→ **Goal**: Give the number of lines containing the word "React", and nothing else.
· · · · ·
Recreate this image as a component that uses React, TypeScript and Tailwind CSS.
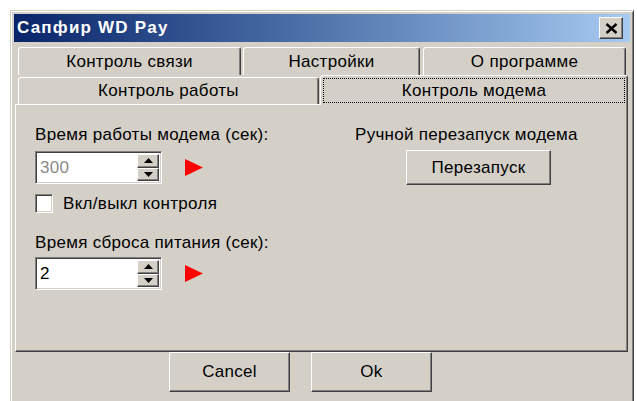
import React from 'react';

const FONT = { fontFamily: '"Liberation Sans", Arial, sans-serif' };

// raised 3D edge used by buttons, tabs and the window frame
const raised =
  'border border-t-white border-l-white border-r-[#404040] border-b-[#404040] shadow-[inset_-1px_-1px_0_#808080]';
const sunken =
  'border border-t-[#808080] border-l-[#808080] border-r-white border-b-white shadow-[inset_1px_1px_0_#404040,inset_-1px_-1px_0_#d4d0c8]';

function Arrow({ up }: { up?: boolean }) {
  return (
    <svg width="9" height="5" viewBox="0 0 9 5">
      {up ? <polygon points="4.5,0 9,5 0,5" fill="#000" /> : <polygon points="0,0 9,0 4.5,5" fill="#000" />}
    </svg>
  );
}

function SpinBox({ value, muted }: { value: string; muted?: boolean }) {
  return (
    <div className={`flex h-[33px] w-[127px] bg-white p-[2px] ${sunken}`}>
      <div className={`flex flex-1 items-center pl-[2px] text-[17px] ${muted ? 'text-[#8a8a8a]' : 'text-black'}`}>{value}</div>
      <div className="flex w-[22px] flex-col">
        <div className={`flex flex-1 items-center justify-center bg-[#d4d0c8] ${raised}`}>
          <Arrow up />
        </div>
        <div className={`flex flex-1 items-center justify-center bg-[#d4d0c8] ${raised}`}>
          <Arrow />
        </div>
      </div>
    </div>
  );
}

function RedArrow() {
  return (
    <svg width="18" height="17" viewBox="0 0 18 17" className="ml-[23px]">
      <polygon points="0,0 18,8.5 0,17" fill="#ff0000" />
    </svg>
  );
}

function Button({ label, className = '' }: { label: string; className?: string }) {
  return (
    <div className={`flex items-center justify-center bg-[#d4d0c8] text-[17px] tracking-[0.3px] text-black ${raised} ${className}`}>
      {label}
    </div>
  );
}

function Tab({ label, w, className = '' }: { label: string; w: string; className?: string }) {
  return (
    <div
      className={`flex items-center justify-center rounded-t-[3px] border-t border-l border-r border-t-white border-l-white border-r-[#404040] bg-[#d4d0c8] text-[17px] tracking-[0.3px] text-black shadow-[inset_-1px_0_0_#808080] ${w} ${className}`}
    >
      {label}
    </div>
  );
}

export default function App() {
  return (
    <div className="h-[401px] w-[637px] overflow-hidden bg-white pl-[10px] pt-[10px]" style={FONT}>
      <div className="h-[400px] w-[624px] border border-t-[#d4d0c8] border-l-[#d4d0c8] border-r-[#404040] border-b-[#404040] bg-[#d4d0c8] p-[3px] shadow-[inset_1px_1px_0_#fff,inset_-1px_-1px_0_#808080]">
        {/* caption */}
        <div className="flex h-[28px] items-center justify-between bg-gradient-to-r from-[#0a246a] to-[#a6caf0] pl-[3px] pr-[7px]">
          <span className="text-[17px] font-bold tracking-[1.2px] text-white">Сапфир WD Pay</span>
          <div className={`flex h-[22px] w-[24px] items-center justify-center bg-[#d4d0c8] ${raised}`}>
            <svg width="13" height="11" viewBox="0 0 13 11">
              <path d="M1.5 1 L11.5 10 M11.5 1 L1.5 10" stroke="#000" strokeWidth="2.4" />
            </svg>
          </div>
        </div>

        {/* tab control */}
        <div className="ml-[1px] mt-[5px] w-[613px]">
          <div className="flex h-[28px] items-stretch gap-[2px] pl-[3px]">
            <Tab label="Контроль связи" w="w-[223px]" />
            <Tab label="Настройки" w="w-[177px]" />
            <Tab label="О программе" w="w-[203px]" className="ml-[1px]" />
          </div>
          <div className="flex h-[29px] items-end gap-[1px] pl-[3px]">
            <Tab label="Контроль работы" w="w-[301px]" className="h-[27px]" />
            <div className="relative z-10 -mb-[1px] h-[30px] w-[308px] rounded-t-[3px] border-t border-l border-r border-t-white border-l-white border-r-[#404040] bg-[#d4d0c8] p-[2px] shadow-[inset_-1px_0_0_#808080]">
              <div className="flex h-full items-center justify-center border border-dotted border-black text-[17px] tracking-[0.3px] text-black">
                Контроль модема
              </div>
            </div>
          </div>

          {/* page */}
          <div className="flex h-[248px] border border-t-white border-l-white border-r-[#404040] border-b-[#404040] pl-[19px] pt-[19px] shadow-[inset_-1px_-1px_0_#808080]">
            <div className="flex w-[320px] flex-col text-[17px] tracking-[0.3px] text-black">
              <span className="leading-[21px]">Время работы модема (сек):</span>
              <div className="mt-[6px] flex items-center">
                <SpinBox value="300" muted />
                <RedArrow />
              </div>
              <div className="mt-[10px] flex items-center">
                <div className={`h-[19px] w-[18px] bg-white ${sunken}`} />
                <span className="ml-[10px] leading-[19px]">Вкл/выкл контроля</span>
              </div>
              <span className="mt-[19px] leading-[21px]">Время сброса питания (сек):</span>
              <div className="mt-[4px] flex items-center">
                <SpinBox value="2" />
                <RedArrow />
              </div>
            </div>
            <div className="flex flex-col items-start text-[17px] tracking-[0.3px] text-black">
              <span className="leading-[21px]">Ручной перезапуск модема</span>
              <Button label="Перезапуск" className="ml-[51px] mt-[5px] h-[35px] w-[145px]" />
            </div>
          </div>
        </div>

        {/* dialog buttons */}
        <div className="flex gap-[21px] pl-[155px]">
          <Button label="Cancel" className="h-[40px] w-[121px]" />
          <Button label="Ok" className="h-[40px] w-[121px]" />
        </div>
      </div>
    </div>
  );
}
· · · · ·
→ **Answer**: 2